Booby Seay came on to pitch the tenth for the Tigers, holding the Cardinals.


La Russa called on 25-year-old Mike Parisi, who had been a starter for years, then had a few good appearances in relief, and then, botched a few major league starts. Granderson led off with a single to right, advancing to second on a perfectly executed sacrifice bunt by Raburn. La Russa then had Carlos Guillen intentionally walked to set up the double play, his run meaningless at this juncture. Ordonez had his chance to play hero, but not before pitching coach Dave Duncan would visit the young Cardinals hurler. Ordonez accomplished a sacrifice fly to Ludwick in right field, Granderson advancing to third on the tag-up. La Russa then had Cabrera intentionally walked, loading up the bases for an easy force out at any base, but piling the pressure on Parisi to face Thomas with the bases loaded. Given the Cardinals' relievers' difficulties with walking hitters, even to the point of walking them in for runs, the move was gutsy. Parisi worked the count full, then threw a couple off the plate to walk in the winning run, another tough loss for the Cardinals, the relief corps getting eaten alive on walks, and of the type that hurts the most--with the bases loaded.

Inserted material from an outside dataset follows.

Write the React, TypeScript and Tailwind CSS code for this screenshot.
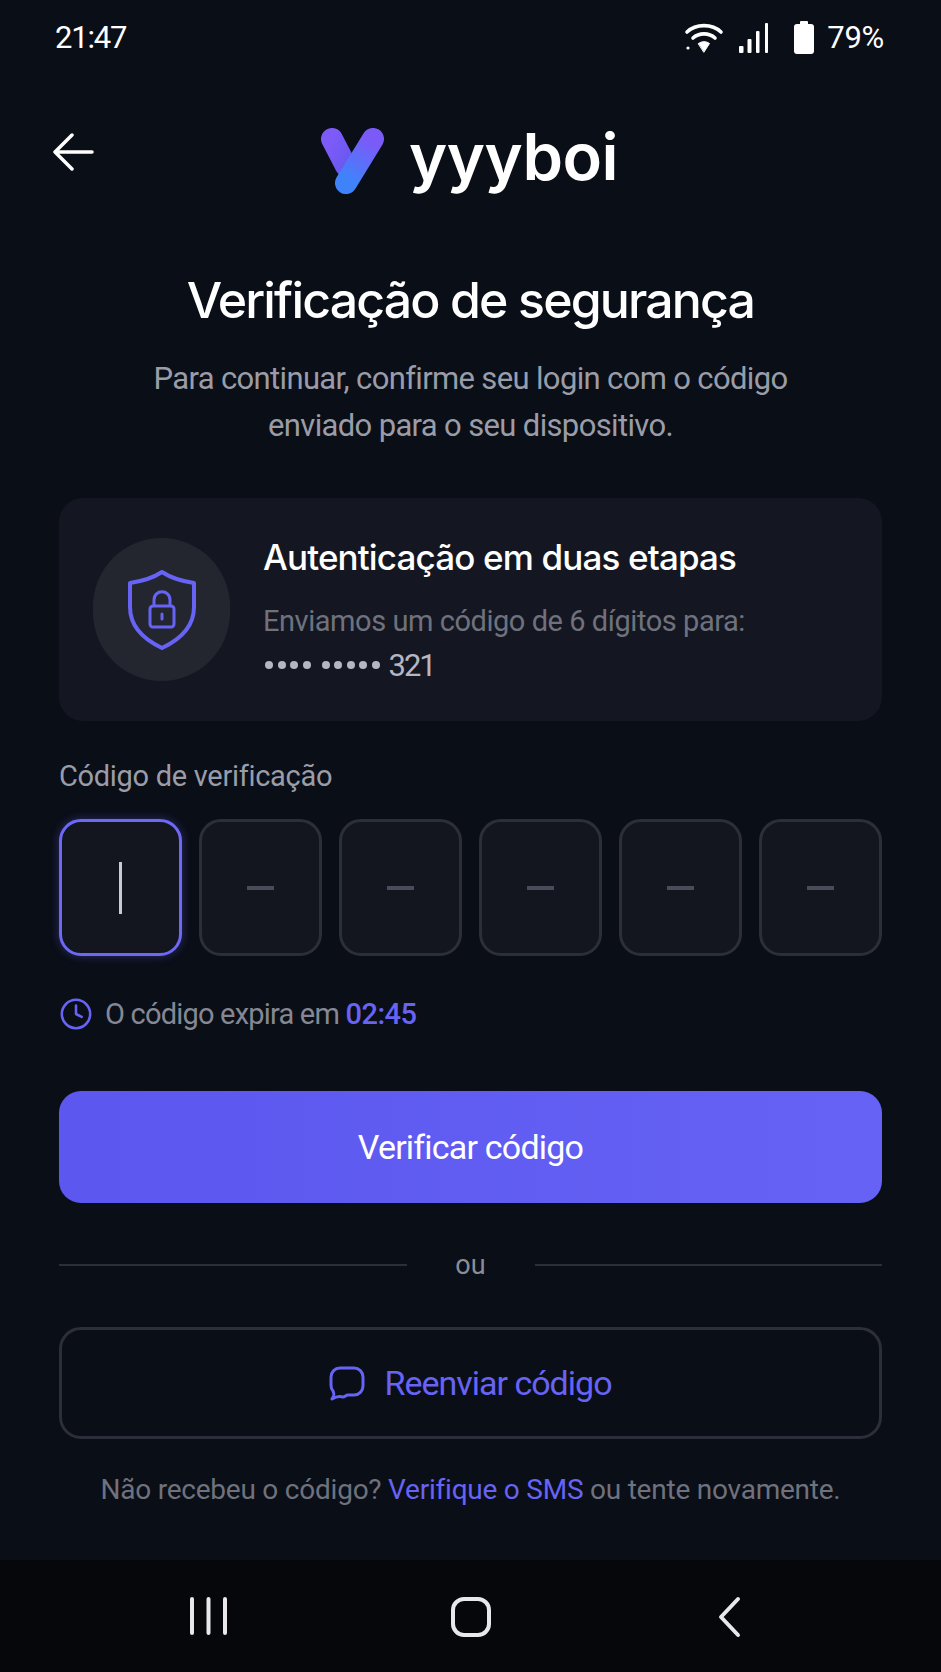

The Cardinals lost the series in Detroit, something they don't often do, and on a day where Albert Pujols returned to gather four hits and a walk, they couldn't prevent handing out free runs to the Tigers, losing 3-2 in ten innings.


The way the Cards lost can be distributed amongst the team, but it is likely the media will throw this on the shoulders of Mike Parisi, who, while having his troubles, didn't pitch any worse an inning than some of the other relievers. Like McClellan last night, however, Parisi will take away a tough loss that hopefully will spur him on toward better performances in the future.


Parisi took the loss to go 0-4 while Seay got the win, improving to 1-1.


To add insult to injury, this was the third walk-off walk Parisi had endured, and for Thomas, the walk-off walk in the tenth was his second RBI on the day by this method.